* Written instruction *
Reproduce the listing exactly and skip over any pictures.
----------------
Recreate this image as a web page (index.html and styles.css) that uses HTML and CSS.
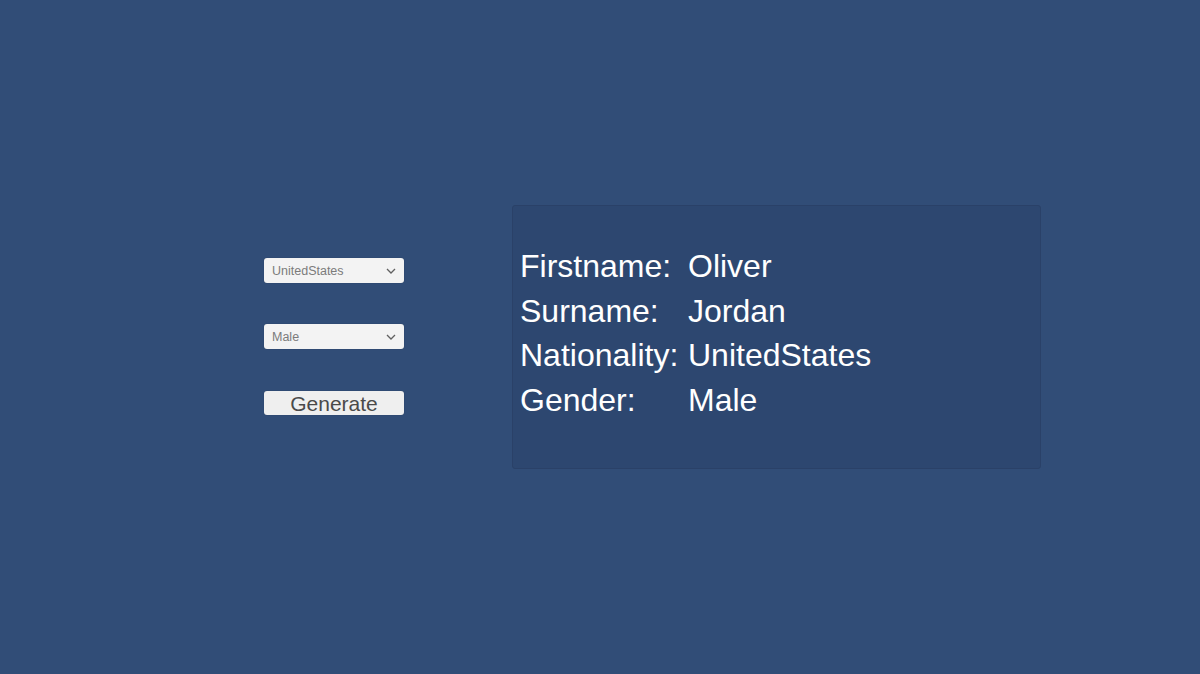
FILE: index.html
```html
<!DOCTYPE html>
<html>
<head>
<meta charset="utf-8">
<link rel="stylesheet" href="styles.css">
</head>
<body>
<div class="page">
  <div class="controls">
    <div class="dropdown"><span>UnitedStates</span>
      <svg class="chev" width="10" height="6" viewBox="0 0 10 6"><path d="M1 1 L5 5 L9 1" fill="none" stroke="#606060" stroke-width="1.3"/></svg>
    </div>
    <div class="dropdown"><span>Male</span>
      <svg class="chev" width="10" height="6" viewBox="0 0 10 6"><path d="M1 1 L5 5 L9 1" fill="none" stroke="#606060" stroke-width="1.3"/></svg>
    </div>
    <div class="button">Generate</div>
  </div>
  <div class="panel">
    <div class="info">
      <div>Firstname:</div><div>Oliver</div>
      <div>Surname:</div><div>Jordan</div>
      <div>Nationality:</div><div>UnitedStates</div>
      <div>Gender:</div><div>Male</div>
    </div>
  </div>
</div>
</body>
</html>
```
FILE: styles.css
```css
html, body {
  margin: 0;
  padding: 0;
  background: #314d77;
  font-family: "Liberation Sans", Arial, sans-serif;
  height: 100%;
  overflow: hidden;
}
.page {
  display: flex;
  align-items: flex-start;
  padding: 205px 0 0 264px;
  gap: 108px;
}
.controls {
  width: 140px;
  margin-top: 53px;
  display: flex;
  flex-direction: column;
}
.dropdown {
  height: 25px;
  box-sizing: border-box;
  background: #f3f3f3;
  border-radius: 3px;
  box-shadow: 0 0 1px rgba(0,0,0,0.3);
  display: flex;
  align-items: center;
  justify-content: space-between;
  padding: 1px 8px 0 8px;
  font-size: 12.5px;
  color: #7b7b7b;
  margin-bottom: 41px;
}
.chev {
  display: block;
}
.button {
  margin-top: 1px;
  height: 24px;
  box-sizing: border-box;
  background: #efefef;
  border-radius: 3px;
  box-shadow: 0 0 1px rgba(0,0,0,0.3);
  display: flex;
  align-items: center;
  justify-content: center;
  padding-top: 2px;
  font-size: 21px;
  color: #4a4a4a;
  line-height: 24px;
}
.panel {
  width: 529px;
  height: 264px;
  box-sizing: border-box;
  background: #2d4770;
  border: 1px solid #2a4168;
  border-radius: 3px;
  padding: 38px 0 0 7px;
}
.info {
  display: grid;
  grid-template-columns: 168px auto;
  font-size: 32px;
  line-height: 44.5px;
  color: #ffffff;
}
```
----------------
* Answer to the task *
Recreate this image as a web page (index.html and styles.css) that uses HTML and CSS.
FILE: index.html
```html
<!DOCTYPE html>
<html>
<head>
<meta charset="utf-8">
<link rel="stylesheet" href="styles.css">
</head>
<body>
<div class="page">
  <div class="controls">
    <div class="dropdown"><span>UnitedStates</span>
      <svg class="chev" width="10" height="6" viewBox="0 0 10 6"><path d="M1 1 L5 5 L9 1" fill="none" stroke="#606060" stroke-width="1.3"/></svg>
    </div>
    <div class="dropdown"><span>Male</span>
      <svg class="chev" width="10" height="6" viewBox="0 0 10 6"><path d="M1 1 L5 5 L9 1" fill="none" stroke="#606060" stroke-width="1.3"/></svg>
    </div>
    <div class="button">Generate</div>
  </div>
  <div class="panel">
    <div class="info">
      <div>Firstname:</div><div>Oliver</div>
      <div>Surname:</div><div>Jordan</div>
      <div>Nationality:</div><div>UnitedStates</div>
      <div>Gender:</div><div>Male</div>
    </div>
  </div>
</div>
</body>
</html>
```
FILE: styles.css
```css
html, body {
  margin: 0;
  padding: 0;
  background: #314d77;
  font-family: "Liberation Sans", Arial, sans-serif;
  height: 100%;
  overflow: hidden;
}
.page {
  display: flex;
  align-items: flex-start;
  padding: 205px 0 0 264px;
  gap: 108px;
}
.controls {
  width: 140px;
  margin-top: 53px;
  display: flex;
  flex-direction: column;
}
.dropdown {
  height: 25px;
  box-sizing: border-box;
  background: #f3f3f3;
  border-radius: 3px;
  box-shadow: 0 0 1px rgba(0,0,0,0.3);
  display: flex;
  align-items: center;
  justify-content: space-between;
  padding: 1px 8px 0 8px;
  font-size: 12.5px;
  color: #7b7b7b;
  margin-bottom: 41px;
}
.chev {
  display: block;
}
.button {
  margin-top: 1px;
  height: 24px;
  box-sizing: border-box;
  background: #efefef;
  border-radius: 3px;
  box-shadow: 0 0 1px rgba(0,0,0,0.3);
  display: flex;
  align-items: center;
  justify-content: center;
  padding-top: 2px;
  font-size: 21px;
  color: #4a4a4a;
  line-height: 24px;
}
.panel {
  width: 529px;
  height: 264px;
  box-sizing: border-box;
  background: #2d4770;
  border: 1px solid #2a4168;
  border-radius: 3px;
  padding: 38px 0 0 7px;
}
.info {
  display: grid;
  grid-template-columns: 168px auto;
  font-size: 32px;
  line-height: 44.5px;
  color: #ffffff;
}
```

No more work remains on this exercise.